[What you will do]: Exactly and only the lines from the one containing "Recreate this image" through the one containing "import React from" belong in your copy. Pictures do not.

[Data for the task]:
+-------+
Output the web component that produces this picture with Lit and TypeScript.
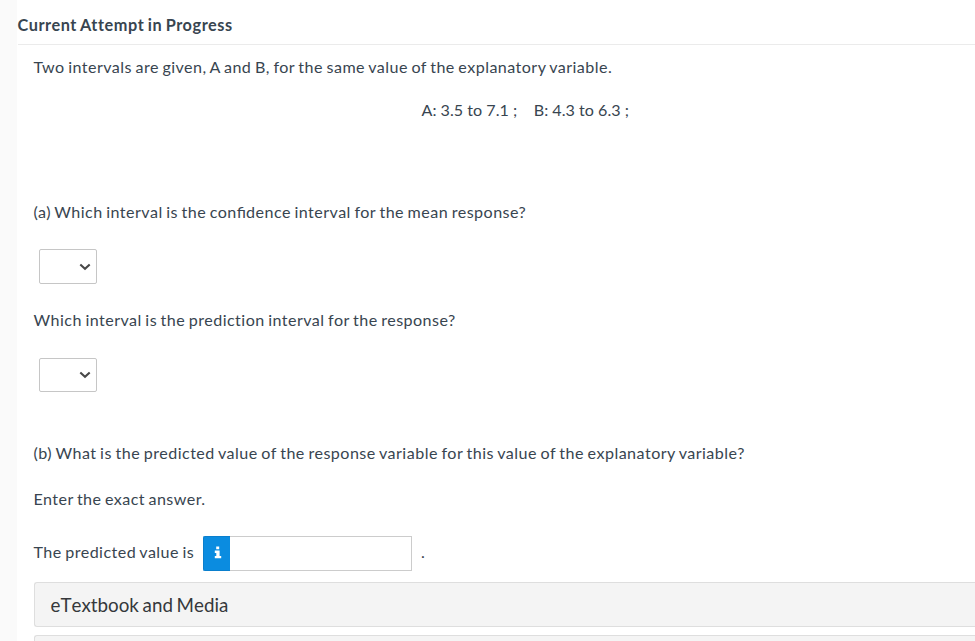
+-------+
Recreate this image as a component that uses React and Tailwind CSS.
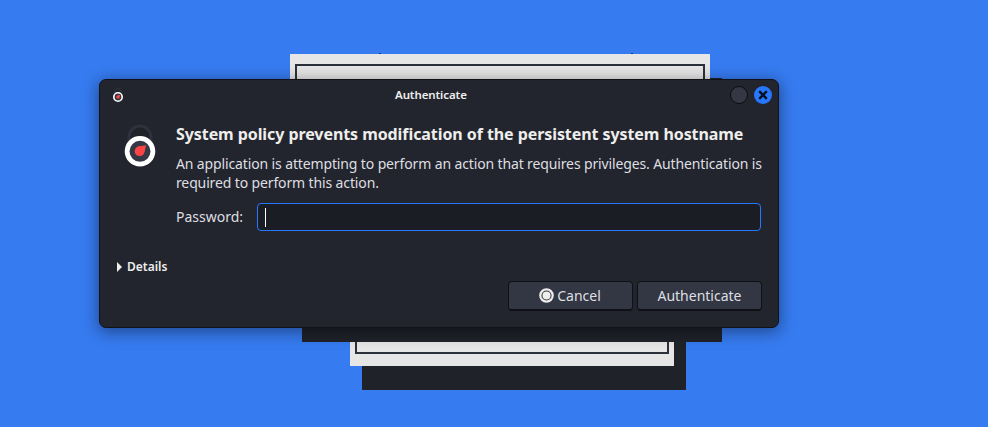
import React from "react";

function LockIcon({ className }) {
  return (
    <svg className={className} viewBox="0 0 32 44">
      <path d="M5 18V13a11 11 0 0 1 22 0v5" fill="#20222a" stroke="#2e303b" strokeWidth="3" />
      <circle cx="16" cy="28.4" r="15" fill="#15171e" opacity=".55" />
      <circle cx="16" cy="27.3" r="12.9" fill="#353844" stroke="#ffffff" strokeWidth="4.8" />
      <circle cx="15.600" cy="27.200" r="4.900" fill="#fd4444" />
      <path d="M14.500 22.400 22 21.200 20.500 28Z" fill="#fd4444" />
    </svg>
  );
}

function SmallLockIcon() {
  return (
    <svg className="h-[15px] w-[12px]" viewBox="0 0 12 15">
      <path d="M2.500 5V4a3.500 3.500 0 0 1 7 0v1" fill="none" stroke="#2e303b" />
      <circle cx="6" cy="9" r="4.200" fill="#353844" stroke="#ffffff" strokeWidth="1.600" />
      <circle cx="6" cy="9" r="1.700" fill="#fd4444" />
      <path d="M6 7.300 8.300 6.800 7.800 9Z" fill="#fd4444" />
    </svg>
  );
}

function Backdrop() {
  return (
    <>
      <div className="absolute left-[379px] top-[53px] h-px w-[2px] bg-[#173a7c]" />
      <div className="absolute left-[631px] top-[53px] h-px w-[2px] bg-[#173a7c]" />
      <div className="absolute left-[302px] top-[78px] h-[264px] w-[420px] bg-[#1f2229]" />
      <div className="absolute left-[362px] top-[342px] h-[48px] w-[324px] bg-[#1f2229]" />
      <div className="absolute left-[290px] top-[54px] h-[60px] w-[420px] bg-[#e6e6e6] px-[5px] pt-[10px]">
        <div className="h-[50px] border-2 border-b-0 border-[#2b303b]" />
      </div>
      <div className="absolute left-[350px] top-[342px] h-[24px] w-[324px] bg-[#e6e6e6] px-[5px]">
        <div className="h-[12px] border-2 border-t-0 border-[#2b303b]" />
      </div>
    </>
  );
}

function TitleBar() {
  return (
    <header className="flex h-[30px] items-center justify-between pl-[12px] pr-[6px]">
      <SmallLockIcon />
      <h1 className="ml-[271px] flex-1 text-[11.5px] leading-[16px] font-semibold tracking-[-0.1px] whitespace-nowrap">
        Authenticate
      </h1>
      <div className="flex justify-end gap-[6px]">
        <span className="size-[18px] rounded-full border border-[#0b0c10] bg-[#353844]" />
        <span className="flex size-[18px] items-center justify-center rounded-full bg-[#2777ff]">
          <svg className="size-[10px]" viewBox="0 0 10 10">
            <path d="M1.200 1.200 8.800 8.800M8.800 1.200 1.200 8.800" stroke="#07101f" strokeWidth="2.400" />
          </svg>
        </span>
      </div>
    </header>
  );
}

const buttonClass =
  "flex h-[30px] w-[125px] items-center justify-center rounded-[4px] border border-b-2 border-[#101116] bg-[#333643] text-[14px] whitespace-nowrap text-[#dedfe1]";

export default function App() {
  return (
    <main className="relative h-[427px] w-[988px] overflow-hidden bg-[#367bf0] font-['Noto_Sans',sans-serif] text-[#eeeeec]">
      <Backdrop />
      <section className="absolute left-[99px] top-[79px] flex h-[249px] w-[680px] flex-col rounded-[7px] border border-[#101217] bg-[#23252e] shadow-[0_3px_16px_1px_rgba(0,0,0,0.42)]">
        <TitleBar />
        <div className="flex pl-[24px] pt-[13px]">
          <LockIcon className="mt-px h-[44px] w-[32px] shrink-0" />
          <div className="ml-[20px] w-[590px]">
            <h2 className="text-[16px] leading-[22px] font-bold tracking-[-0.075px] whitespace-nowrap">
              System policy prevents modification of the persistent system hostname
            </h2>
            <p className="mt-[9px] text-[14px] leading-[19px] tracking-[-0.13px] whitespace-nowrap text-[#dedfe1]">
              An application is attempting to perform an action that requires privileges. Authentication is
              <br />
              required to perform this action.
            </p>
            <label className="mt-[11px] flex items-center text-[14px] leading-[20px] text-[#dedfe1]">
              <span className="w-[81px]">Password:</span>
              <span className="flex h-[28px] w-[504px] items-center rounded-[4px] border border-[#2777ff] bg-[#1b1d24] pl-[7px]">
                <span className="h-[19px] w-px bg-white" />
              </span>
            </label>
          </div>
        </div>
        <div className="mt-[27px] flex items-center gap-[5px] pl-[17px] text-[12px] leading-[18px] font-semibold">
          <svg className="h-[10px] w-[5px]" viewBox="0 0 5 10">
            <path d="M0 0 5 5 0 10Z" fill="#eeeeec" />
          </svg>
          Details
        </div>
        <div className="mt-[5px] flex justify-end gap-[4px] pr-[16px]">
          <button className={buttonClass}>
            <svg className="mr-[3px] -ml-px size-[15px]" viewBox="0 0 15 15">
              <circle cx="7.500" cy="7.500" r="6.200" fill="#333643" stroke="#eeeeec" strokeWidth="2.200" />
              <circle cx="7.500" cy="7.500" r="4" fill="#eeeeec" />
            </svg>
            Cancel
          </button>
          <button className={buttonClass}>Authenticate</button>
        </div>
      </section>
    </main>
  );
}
+-------+
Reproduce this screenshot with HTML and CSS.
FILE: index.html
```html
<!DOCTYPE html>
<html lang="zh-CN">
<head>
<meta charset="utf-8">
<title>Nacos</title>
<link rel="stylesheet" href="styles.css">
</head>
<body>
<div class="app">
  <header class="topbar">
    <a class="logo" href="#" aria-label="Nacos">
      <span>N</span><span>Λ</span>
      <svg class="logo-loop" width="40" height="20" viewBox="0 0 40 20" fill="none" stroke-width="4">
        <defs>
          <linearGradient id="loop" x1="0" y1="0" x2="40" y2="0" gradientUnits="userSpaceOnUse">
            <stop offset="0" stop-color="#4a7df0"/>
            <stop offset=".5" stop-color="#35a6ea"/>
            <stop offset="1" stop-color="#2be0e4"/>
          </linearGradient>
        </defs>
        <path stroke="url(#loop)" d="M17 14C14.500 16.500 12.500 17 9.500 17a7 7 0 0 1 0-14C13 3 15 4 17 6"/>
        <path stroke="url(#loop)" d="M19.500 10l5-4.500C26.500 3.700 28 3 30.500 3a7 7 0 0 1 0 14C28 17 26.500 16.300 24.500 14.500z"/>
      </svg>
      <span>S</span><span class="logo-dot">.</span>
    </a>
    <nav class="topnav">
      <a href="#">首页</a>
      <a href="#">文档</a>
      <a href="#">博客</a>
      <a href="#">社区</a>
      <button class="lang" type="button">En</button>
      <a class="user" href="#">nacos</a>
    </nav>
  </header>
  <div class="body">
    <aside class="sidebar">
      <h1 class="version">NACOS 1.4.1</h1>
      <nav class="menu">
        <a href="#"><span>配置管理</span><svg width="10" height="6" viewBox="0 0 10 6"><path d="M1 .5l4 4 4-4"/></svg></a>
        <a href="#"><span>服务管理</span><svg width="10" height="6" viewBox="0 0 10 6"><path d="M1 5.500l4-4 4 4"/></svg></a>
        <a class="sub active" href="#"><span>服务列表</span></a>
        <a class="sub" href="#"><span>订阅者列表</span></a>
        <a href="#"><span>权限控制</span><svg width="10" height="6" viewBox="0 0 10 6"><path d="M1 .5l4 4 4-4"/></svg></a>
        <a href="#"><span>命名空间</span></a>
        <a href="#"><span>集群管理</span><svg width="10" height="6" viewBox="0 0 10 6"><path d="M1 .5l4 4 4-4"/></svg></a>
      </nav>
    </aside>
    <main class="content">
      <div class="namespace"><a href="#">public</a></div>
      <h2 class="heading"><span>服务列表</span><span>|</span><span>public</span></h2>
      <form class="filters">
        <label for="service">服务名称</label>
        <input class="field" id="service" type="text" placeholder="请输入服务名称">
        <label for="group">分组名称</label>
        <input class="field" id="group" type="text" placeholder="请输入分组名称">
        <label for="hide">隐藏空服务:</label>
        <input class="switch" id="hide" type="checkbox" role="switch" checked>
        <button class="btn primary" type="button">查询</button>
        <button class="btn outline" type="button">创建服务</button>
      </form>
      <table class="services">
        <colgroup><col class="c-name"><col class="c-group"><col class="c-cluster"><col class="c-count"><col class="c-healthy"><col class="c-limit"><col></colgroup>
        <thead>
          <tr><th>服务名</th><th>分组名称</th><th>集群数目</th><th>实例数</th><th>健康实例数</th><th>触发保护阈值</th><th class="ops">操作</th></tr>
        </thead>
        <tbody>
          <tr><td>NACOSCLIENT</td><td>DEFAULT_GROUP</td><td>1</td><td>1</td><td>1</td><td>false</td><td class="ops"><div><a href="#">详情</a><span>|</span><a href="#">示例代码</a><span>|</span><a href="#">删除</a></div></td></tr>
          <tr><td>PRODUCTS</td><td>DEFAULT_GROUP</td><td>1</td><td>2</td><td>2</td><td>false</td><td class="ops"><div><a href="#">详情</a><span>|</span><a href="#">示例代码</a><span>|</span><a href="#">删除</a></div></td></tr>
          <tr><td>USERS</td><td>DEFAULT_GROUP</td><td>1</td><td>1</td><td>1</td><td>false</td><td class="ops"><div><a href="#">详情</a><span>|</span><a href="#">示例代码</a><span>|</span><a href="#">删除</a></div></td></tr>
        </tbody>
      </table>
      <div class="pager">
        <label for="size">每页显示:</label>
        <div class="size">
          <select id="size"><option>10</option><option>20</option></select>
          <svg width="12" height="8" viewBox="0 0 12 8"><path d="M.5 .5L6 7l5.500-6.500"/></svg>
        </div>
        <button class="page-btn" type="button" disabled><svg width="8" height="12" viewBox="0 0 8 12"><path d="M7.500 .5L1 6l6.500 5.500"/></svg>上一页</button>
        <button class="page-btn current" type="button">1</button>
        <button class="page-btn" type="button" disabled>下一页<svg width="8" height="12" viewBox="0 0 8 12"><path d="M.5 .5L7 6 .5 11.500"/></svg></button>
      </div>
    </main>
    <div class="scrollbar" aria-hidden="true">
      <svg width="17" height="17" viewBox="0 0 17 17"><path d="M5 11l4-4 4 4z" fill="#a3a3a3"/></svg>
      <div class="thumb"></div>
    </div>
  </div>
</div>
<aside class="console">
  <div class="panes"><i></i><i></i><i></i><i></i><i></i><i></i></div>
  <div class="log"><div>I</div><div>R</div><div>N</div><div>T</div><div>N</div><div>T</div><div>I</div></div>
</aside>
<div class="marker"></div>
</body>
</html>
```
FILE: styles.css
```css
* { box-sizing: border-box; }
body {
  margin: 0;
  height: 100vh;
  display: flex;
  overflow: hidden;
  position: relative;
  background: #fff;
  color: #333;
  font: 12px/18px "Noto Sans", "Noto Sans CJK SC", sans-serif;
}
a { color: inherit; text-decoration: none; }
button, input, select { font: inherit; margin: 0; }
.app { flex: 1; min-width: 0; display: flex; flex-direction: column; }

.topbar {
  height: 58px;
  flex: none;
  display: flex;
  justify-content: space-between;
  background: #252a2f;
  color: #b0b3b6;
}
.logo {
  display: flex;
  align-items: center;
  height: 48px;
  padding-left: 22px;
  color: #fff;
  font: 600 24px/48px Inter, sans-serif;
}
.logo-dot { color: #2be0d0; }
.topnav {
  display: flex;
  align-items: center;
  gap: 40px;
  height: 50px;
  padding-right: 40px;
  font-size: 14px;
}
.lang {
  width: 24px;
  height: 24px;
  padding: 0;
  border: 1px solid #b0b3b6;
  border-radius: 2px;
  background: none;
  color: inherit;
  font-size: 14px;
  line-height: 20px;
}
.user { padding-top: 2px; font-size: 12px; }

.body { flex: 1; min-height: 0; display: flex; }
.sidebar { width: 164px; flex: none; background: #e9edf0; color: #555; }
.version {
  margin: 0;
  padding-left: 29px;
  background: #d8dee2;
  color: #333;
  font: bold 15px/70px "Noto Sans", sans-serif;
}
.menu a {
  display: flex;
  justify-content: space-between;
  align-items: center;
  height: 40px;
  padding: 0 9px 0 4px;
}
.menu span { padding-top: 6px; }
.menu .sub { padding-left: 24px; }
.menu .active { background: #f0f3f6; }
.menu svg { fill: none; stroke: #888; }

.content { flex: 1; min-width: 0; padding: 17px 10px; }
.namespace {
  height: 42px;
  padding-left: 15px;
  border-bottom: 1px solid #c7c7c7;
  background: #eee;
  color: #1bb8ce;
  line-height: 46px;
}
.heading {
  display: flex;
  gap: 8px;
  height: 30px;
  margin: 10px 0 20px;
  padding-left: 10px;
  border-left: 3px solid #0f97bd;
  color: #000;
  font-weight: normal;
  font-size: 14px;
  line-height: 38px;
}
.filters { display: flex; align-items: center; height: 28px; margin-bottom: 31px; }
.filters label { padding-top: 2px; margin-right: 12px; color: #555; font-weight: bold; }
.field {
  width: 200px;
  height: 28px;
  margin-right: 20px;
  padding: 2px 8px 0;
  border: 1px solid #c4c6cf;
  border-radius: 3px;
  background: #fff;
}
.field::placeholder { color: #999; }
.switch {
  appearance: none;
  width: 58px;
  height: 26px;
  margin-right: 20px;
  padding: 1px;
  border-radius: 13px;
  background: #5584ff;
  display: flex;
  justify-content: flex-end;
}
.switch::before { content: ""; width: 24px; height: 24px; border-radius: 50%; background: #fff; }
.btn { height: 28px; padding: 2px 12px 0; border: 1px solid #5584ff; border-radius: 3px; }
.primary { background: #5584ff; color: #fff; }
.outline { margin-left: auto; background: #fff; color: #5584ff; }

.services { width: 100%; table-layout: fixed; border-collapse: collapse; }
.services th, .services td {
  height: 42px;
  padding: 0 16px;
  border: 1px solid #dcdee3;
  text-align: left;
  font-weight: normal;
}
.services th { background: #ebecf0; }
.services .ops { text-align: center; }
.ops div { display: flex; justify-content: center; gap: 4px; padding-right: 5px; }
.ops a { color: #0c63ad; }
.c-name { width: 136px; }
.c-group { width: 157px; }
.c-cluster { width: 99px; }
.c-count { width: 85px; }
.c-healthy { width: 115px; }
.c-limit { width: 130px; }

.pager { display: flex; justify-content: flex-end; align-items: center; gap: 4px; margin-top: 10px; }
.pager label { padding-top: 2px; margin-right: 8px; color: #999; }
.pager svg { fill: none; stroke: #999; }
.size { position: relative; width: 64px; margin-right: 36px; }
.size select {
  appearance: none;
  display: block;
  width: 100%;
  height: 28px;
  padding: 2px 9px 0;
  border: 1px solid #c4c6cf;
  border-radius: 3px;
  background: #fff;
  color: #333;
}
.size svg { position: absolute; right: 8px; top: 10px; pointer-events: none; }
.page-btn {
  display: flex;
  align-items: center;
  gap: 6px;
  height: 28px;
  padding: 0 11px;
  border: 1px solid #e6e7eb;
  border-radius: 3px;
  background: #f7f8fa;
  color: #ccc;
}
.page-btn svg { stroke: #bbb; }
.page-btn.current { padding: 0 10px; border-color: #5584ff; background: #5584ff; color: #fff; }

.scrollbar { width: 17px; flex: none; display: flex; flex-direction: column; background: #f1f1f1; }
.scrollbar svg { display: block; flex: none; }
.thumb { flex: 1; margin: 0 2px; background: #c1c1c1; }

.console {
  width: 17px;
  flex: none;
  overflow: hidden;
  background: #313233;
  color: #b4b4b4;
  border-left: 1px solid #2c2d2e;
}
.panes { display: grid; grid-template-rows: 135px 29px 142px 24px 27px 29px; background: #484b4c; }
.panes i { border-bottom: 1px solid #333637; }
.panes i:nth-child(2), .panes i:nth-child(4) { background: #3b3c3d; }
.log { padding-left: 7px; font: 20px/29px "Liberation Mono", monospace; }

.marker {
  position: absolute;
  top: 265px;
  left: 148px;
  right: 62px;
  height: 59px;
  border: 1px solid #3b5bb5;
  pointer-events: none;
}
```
+-------+
[Correct result]:
Recreate this image as a component that uses React and Tailwind CSS.
import React from "react";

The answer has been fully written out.